How to answer an easement question...


Description

EASEMENTS Element 1: There must be a dominant and servient tenement (Ellenborough; Riley) There must be a dominant and servient tenement. The benefit of an easement is attached to the land referred to as the ‘dominant tenement’ (dominant gets to use the servient land). The land benefiting from the right and burdened with the right must be clearly identified. (i) What constitutes a ‘servient tenement’? ‘You cannot have a servient tenement without an area. You must have lines defining some area’ (Pwllbach Colliery v Woodman). In Woodman, the right to dissipate dust over the adjoining land could NOT be an easement because the servient tenement(s) could not be ‘defined and pointed out’. One parcel of burdened land may provide a benefit for more than one parcel of land (Harada v Registrar of Titles). (ii) What constitutes a ‘dominant tenement’? If the right of easement is not attached to the ‘dominant tenement’/ ‘benefited land’—if the right is not attached to an identifiable lot of land (but to a person or corporation)- then it is an ‘easement in gross’ and not recognised at common law (Concord MD v Coles).

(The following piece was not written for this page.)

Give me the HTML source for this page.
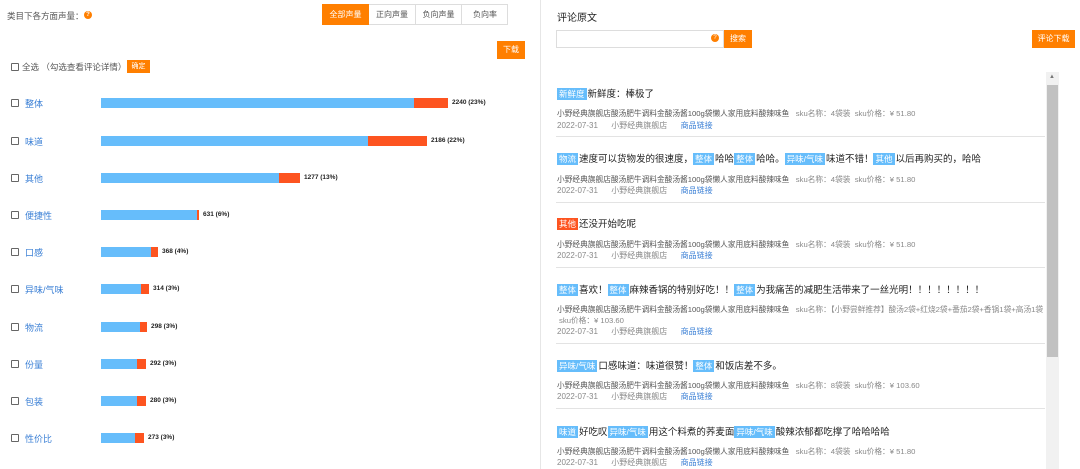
<!DOCTYPE html><html><head><meta charset="utf-8"><style>
*{margin:0;padding:0;box-sizing:border-box}
body{width:1080px;height:469px;overflow:hidden;background:#fff;font-family:"Liberation Sans","Noto Sans CJK SC",sans-serif;color:#333;position:relative;font-size:9px}
.a{position:absolute;white-space:nowrap}
.btn{background:#ff7f00;color:#fff;text-align:center}
.cb{width:8px;height:8px;border:1px solid #666;border-radius:1px}
.lab{color:#3a7fd5;font-size:9px}
.b{position:absolute;height:10px;background:#66bdfb}
.r{position:absolute;height:10px;background:#fd5420}
.v{font-size:6.5px;font-weight:bold;color:#222}
.t{font-size:9.5px;color:#222}
.tg{background:#66bdfb;color:#fff;padding:0 2px;font-size:8.5px;display:inline-block;line-height:12px;margin-right:1px}
.g{font-size:7.7px;color:#555}
.d{font-size:8px;color:#888}
.d i{font-style:normal;color:#3a7fd5}
.sep{position:absolute;left:556px;width:489px;height:1px;background:#e3e3e3}
</style></head><body>
<div class="a" style="left:7px;top:10px;font-size:8.5px;color:#555">类目下各方面声量：</div>
<div class="a" style="left:84px;top:11px;width:8px;height:8px;border-radius:50%;background:#ff7f00;color:#fff;font-size:6px;text-align:center;line-height:8px;font-weight:bold">?</div>
<div class="a" style="left:322px;top:4px;width:186px;height:21px;border:1px solid #ddd"></div>
<div class="a btn" style="left:322px;top:4px;width:47px;height:21px;line-height:21px;font-size:8px">全部声量</div>
<div class="a" style="left:369px;top:4px;width:47px;height:21px;line-height:21px;font-size:8px;color:#555;text-align:center;border-right:1px solid #ddd">正向声量</div>
<div class="a" style="left:416px;top:4px;width:46px;height:21px;line-height:21px;font-size:8px;color:#555;text-align:center;border-right:1px solid #ddd">负向声量</div>
<div class="a" style="left:462px;top:4px;width:46px;height:21px;line-height:21px;font-size:8px;color:#555;text-align:center">负向率</div>
<div class="a btn" style="left:497px;top:41px;width:28px;height:18px;line-height:18px;font-size:8px">下载</div>
<div class="a cb" style="left:11px;top:63px"></div>
<div class="a" style="left:22px;top:61px;font-size:8.5px;color:#555">全选 （勾选查看评论详情）</div>
<div class="a btn" style="left:127px;top:60px;width:23px;height:13px;line-height:13px;font-size:7px">确定</div>

<div class="a cb" style="left:11px;top:99px"></div><div class="a lab" style="left:25px;top:97px">整体</div><div class="b" style="left:101px;top:98px;width:313px"></div><div class="r" style="left:414px;top:98px;width:34px"></div><div class="a v" style="left:452px;top:99px">2240 (23%)</div>
<div class="a cb" style="left:11px;top:137px"></div><div class="a lab" style="left:25px;top:135px">味道</div><div class="b" style="left:101px;top:136px;width:267px"></div><div class="r" style="left:368px;top:136px;width:59px"></div><div class="a v" style="left:431px;top:137px">2186 (22%)</div>
<div class="a cb" style="left:11px;top:174px"></div><div class="a lab" style="left:25px;top:172px">其他</div><div class="b" style="left:101px;top:173px;width:178px"></div><div class="r" style="left:279px;top:173px;width:21px"></div><div class="a v" style="left:304px;top:174px">1277 (13%)</div>
<div class="a cb" style="left:11px;top:211px"></div><div class="a lab" style="left:25px;top:209px">便捷性</div><div class="b" style="left:101px;top:210px;width:96px"></div><div class="r" style="left:197px;top:210px;width:2px"></div><div class="a v" style="left:203px;top:211px">631 (6%)</div>
<div class="a cb" style="left:11px;top:248px"></div><div class="a lab" style="left:25px;top:246px">口感</div><div class="b" style="left:101px;top:247px;width:50px"></div><div class="r" style="left:151px;top:247px;width:7px"></div><div class="a v" style="left:162px;top:248px">368 (4%)</div>
<div class="a cb" style="left:11px;top:285px"></div><div class="a lab" style="left:25px;top:283px">异味/气味</div><div class="b" style="left:101px;top:284px;width:40px"></div><div class="r" style="left:141px;top:284px;width:8px"></div><div class="a v" style="left:153px;top:285px">314 (3%)</div>
<div class="a cb" style="left:11px;top:323px"></div><div class="a lab" style="left:25px;top:321px">物流</div><div class="b" style="left:101px;top:322px;width:39px"></div><div class="r" style="left:140px;top:322px;width:7px"></div><div class="a v" style="left:151px;top:323px">298 (3%)</div>
<div class="a cb" style="left:11px;top:360px"></div><div class="a lab" style="left:25px;top:358px">份量</div><div class="b" style="left:101px;top:359px;width:36px"></div><div class="r" style="left:137px;top:359px;width:9px"></div><div class="a v" style="left:150px;top:360px">292 (3%)</div>
<div class="a cb" style="left:11px;top:397px"></div><div class="a lab" style="left:25px;top:395px">包装</div><div class="b" style="left:101px;top:396px;width:36px"></div><div class="r" style="left:137px;top:396px;width:9px"></div><div class="a v" style="left:150px;top:397px">280 (3%)</div>
<div class="a cb" style="left:11px;top:434px"></div><div class="a lab" style="left:25px;top:432px">性价比</div><div class="b" style="left:101px;top:433px;width:34px"></div><div class="r" style="left:135px;top:433px;width:9px"></div><div class="a v" style="left:148px;top:434px">273 (3%)</div>

<div class="a" style="left:540px;top:0;width:1px;height:469px;background:#e6e6e6"></div>
<div class="a" style="left:557px;top:9px;font-size:10px;color:#222">评论原文</div>
<div class="a" style="left:556px;top:30px;width:168px;height:18px;border:1px solid #ddd"></div>
<div class="a" style="left:711px;top:34px;width:8px;height:8px;border-radius:50%;background:#ff7f00;color:#fff;font-size:6px;text-align:center;line-height:8px">?</div>
<div class="a btn" style="left:724px;top:30px;width:28px;height:18px;line-height:18px;font-size:8px">搜索</div>
<div class="a btn" style="left:1032px;top:30px;width:43px;height:18px;line-height:18px;font-size:8px">评论下载</div>
<div class="a" style="left:1046px;top:72px;width:13px;height:397px;background:#f1f1f1"></div>
<div class="a" style="left:1047px;top:85px;width:11px;height:272px;background:#c1c1c1"></div>
<div class="a" style="left:1049px;top:74px;font-size:6px;color:#777">▲</div>

<div class="a t" style="left:557px;top:86px"><span class="tg">新鲜度</span>新鲜度：棒极了</div>
<div class="a g" style="left:557px;top:108px">小野经典旗舰店酸汤肥牛调料金酸汤酱100g袋懒人家用底料酸辣味鱼 &nbsp;&nbsp;<span style="color:#888">sku名称：4袋装 &nbsp;sku价格：¥ 51.80</span></div>
<div class="a d" style="left:557px;top:120px">2022-07-31 &nbsp;&nbsp;&nbsp;&nbsp;&nbsp;小野经典旗舰店 &nbsp;&nbsp;&nbsp;&nbsp;&nbsp;<i>商品链接</i></div>
<div class="sep" style="top:136px"></div>

<div class="a t" style="left:557px;top:151px"><span class="tg">物流</span>速度可以货物发的很速度，<span class="tg">整体</span>哈哈<span class="tg">整体</span>哈哈。<span class="tg">异味/气味</span>味道不错！<span class="tg">其他</span>以后再购买的，哈哈</div>
<div class="a g" style="left:557px;top:174px">小野经典旗舰店酸汤肥牛调料金酸汤酱100g袋懒人家用底料酸辣味鱼 &nbsp;&nbsp;<span style="color:#888">sku名称：4袋装 &nbsp;sku价格：¥ 51.80</span></div>
<div class="a d" style="left:557px;top:185px">2022-07-31 &nbsp;&nbsp;&nbsp;&nbsp;&nbsp;小野经典旗舰店 &nbsp;&nbsp;&nbsp;&nbsp;&nbsp;<i>商品链接</i></div>
<div class="sep" style="top:202px"></div>

<div class="a t" style="left:557px;top:216px"><span class="tg" style="background:#fd5420">其他</span>还没开始吃呢</div>
<div class="a g" style="left:557px;top:239px">小野经典旗舰店酸汤肥牛调料金酸汤酱100g袋懒人家用底料酸辣味鱼 &nbsp;&nbsp;<span style="color:#888">sku名称：4袋装 &nbsp;sku价格：¥ 51.80</span></div>
<div class="a d" style="left:557px;top:250px">2022-07-31 &nbsp;&nbsp;&nbsp;&nbsp;&nbsp;小野经典旗舰店 &nbsp;&nbsp;&nbsp;&nbsp;&nbsp;<i>商品链接</i></div>
<div class="sep" style="top:267px"></div>

<div class="a t" style="left:557px;top:282px"><span class="tg">整体</span>喜欢！<span class="tg">整体</span>麻辣香锅的特别好吃！！<span class="tg">整体</span>为我痛苦的减肥生活带来了一丝光明！！！！！！！！</div>
<div class="a g" style="left:557px;top:304px">小野经典旗舰店酸汤肥牛调料金酸汤酱100g袋懒人家用底料酸辣味鱼 &nbsp;&nbsp;<span style="color:#888">sku名称：【小野尝鲜推荐】酸汤2袋+红烧2袋+番茄2袋+香锅1袋+高汤1袋</span></div>
<div class="a g" style="left:559px;top:315px;color:#888">sku价格：¥ 103.60</div>
<div class="a d" style="left:557px;top:326px">2022-07-31 &nbsp;&nbsp;&nbsp;&nbsp;&nbsp;小野经典旗舰店 &nbsp;&nbsp;&nbsp;&nbsp;&nbsp;<i>商品链接</i></div>
<div class="sep" style="top:343px"></div>

<div class="a t" style="left:557px;top:358px"><span class="tg">异味/气味</span>口感味道：味道很赞！<span class="tg">整体</span>和饭店差不多。</div>
<div class="a g" style="left:557px;top:380px">小野经典旗舰店酸汤肥牛调料金酸汤酱100g袋懒人家用底料酸辣味鱼 &nbsp;&nbsp;<span style="color:#888">sku名称：8袋装 &nbsp;sku价格：¥ 103.60</span></div>
<div class="a d" style="left:557px;top:391px">2022-07-31 &nbsp;&nbsp;&nbsp;&nbsp;&nbsp;小野经典旗舰店 &nbsp;&nbsp;&nbsp;&nbsp;&nbsp;<i>商品链接</i></div>
<div class="sep" style="top:408px"></div>

<div class="a t" style="left:557px;top:424px"><span class="tg">味道</span>好吃叹<span class="tg">异味/气味</span>用这个料煮的荞麦面<span class="tg">异味/气味</span>酸辣浓郁都吃撑了哈哈哈哈</div>
<div class="a g" style="left:557px;top:446px">小野经典旗舰店酸汤肥牛调料金酸汤酱100g袋懒人家用底料酸辣味鱼 &nbsp;&nbsp;<span style="color:#888">sku名称：4袋装 &nbsp;sku价格：¥ 51.80</span></div>
<div class="a d" style="left:557px;top:457px">2022-07-31 &nbsp;&nbsp;&nbsp;&nbsp;&nbsp;小野经典旗舰店 &nbsp;&nbsp;&nbsp;&nbsp;&nbsp;<i>商品链接</i></div>
</body></html>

Without ‘dominant tenement’/ ‘benefited land’, the alleged right of easement is only a personal right or licence if given to a person or entity (Gapes v Fish) or a public right if (theoretically) available to everyone (Bouquey v District Council of Marion; Concord MD v Coles). (iii) What if the identity of the dominant tenement is unclear? If the instrument creating easement is unclear as to the identity of the dominant tenement, court can look at surrounding circumstances to identify dominant tenement (Gas and Fuel Corp). (iv) Must the dominant tenement be corporeal hereditament/an estate in land? No, an incorporeal hereditament/non-estate real property right may be a dominant tenement (eg. A right of way is attached to a right to a profit a prendre* (a right to fish))(Hanbury v Jenkins). *Note: A profit a prendre is a legal right to enter land and to remove the produce from the soil of that land (for example, a right to harvest a crop or a right to timber grown on the land).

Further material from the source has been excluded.